"But, do you know—"
"I never told you my uncle was a surgeon, Sir Archibald Gazzam—"
"What! that great man your uncle!" cries the student, with the deep respect a young M.D. has for a famous practitioner.
"Yes; and more than once I have assisted him in some simple case at the house. He gave me credit for a fair amount of nerve."
"Fair amount! Jove! for a girl you have a wonderful quantity. Why, I believe you'd have faced that brute yourself, if I hadn't gone," he says, enthusiastically, the others being momentarily at the window to witness a procession pass the hotel, with the dead dog on a litter.
"No, no, I could not do that; but, Doctor Chicago, was that what sent you out to meet that awful beast?"
Her head is bent over her work, so that the intense blush remains unseen, but it fades away at his cool reply.
"Oh, no; quite another thing!
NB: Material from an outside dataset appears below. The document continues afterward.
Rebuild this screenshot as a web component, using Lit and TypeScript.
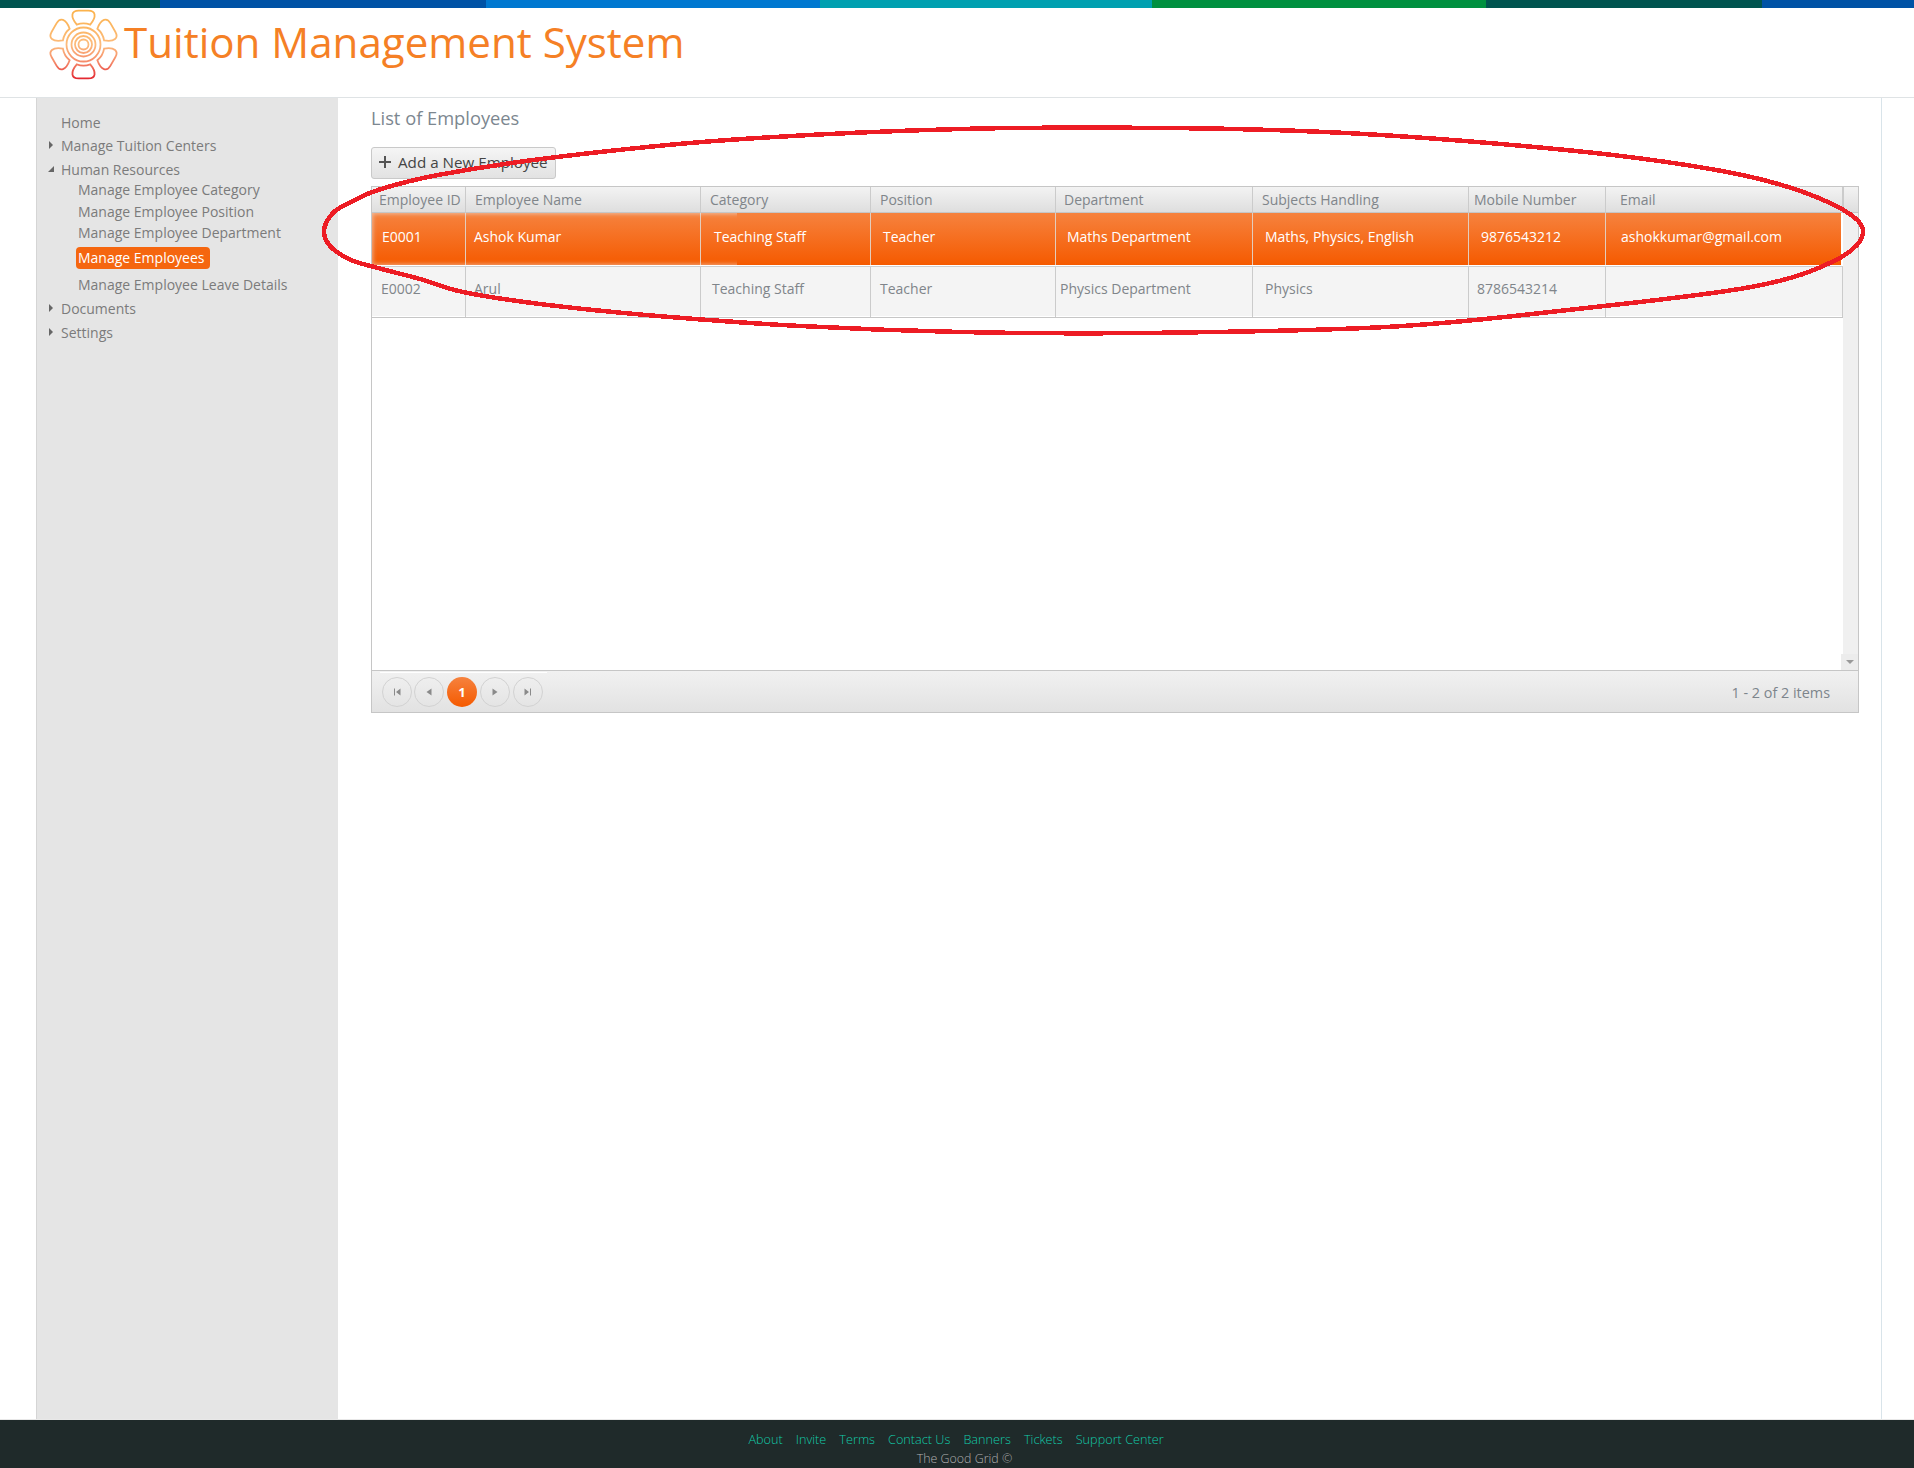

I told you I never considered myself a coward, and when I saw that dear little child apparently doomed to a terrible death, I could see the eyes of one I revere looking at me, and though death were sure I could not refrain."
He says this quietly and earnestly, yet without an apparent desire to arouse any feelings of chagrin on her side.
Lady Ruth bites her lips, but her hands are steady, and the touch is exceedingly gentle as she binds up the ugly red mark which he has inflicted on himself with what she is disposed to term Spartan-like courage.